Thursday, March 7, 2013

What love can do

I have been randomly accused of being strong. It's a statement that I hear and honestly think in my head you have no idea how wrong that is. But maybe it comes down to different definitions and perceptions of what strength is. In my own mind, strength is someone who doesn't need someone else. Strength is someone who can make clear, concise decisions without second guessing them. Strength is not monday-morning quarterbacking every. single. conversation/meeting/get-together. Strength is not crumbling to a thousand tiny pieces, and having to retreat from social society for lengthy periods because it's all just become "too much". Strength is being able to bounce back from the emotion tolls that drag you around the city like you are strapped to a speeding horse, instead of falling into bed feeling so defeated, broken and helpless. Strength is not having emotions that you keep to yourself because you are incapable of exposing them to the outside air, or to the people around you (with a very select few...). 

In my own universe, I am the opposite of strong. I am a basket case. I am a withering, blubbering, often times half breath away from disintegrating, mess of an individual. But I'm also working hard to accept that and be okay with that. I'm also fully aware that it is Chief, immaculately chosen and created for me, that gets me through so much. I don't make any qualms about that. He is the absolute love of my life, my pillar of strength, my backbone. 

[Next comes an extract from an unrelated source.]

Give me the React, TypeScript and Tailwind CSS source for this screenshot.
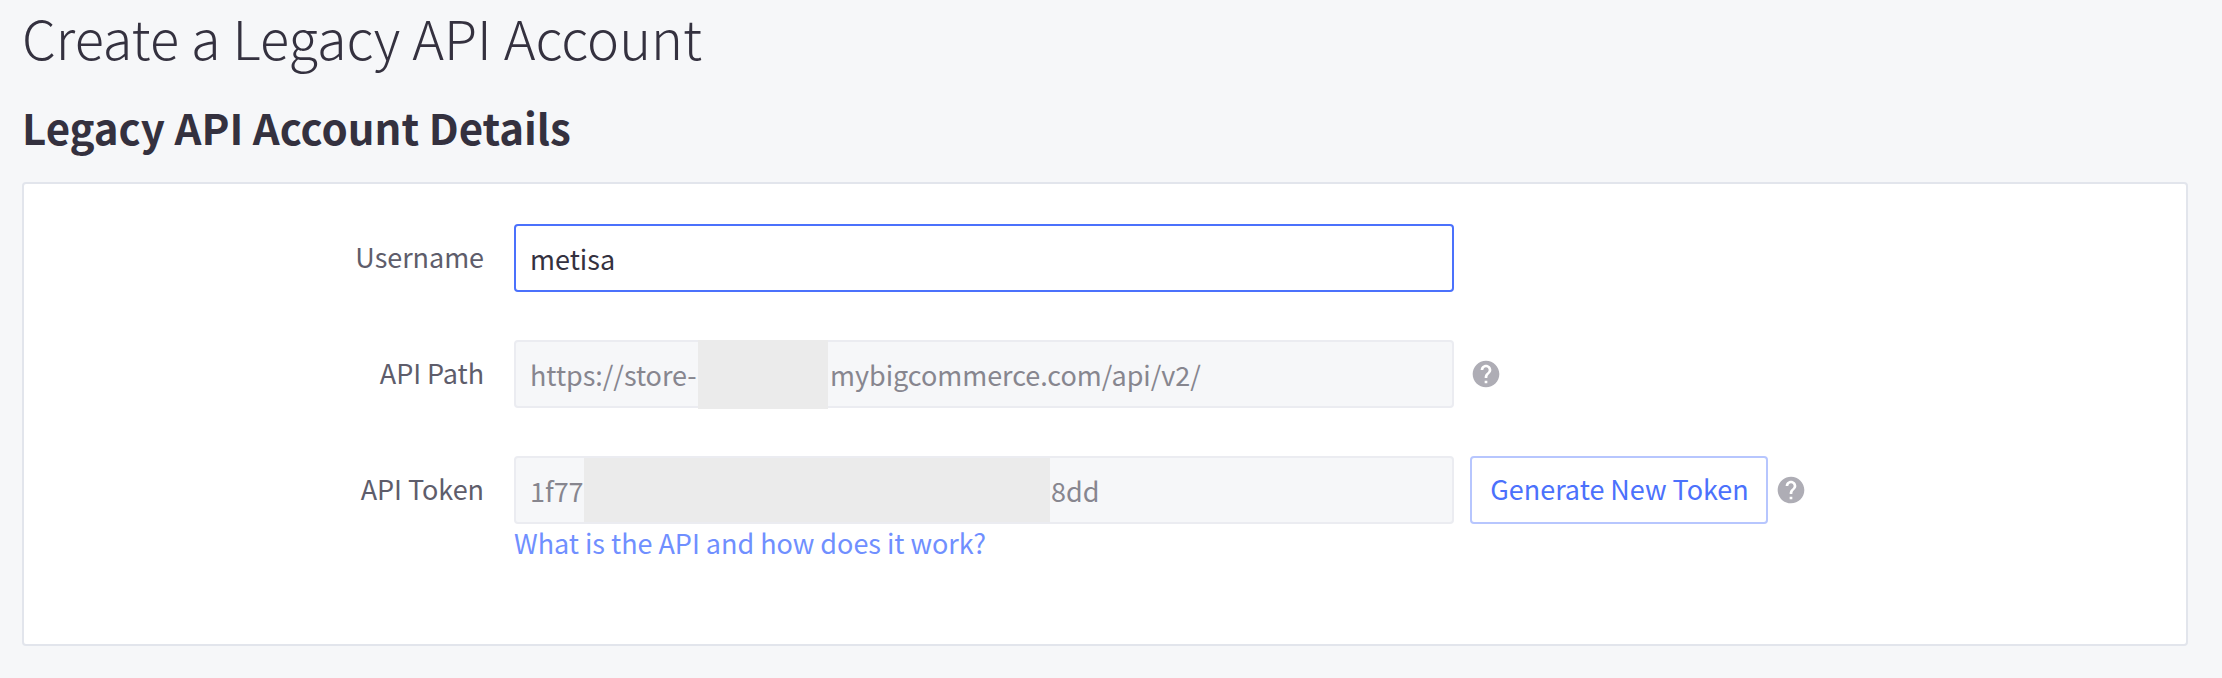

He knows me better than anyone else. I wouldn't say he understands me or relates to me better than anyone else, but he certainly knows me the best. He has this beautifully protective essence to his personality. He has a wisdom to know when to let me fall apart, when to keep me from falling, and when to fall with me. He has this insight to me that I don't understand, and usually argue against, until I think about it and realize he's right. He also always puts what is best for me, and our children, above himself. Always. I don't know how he does that. I don't know how he is as selfless as he is. It astounds me. I want to emulate that. 

I, in no way, believe that our relationship is what someone else's relationship should be. I don't hold myself up on some relationship pedestal and think I've got this all figured out. I don't. I put this man through hell for years, and he put me through hell for years. Maybe we both walked into this relationship battle-scarred, and had to resolve the wars in our heads before peace could come. I don't know. Maybe I'll never adequately know. But I do know that every single day, he picks me up in some way. Every single day he shows me my value to him in some way. Every day. And those moments carry me through.

When someone says that I'm strong, I play this song in my head that says something like this I'm not strong. I'm a mess. And any strength-like credit that you think I deserve, should probably go to Chief. He's the one who so often picks up the pieces of my emotional traumas and helps me to gather myself together and keep on going.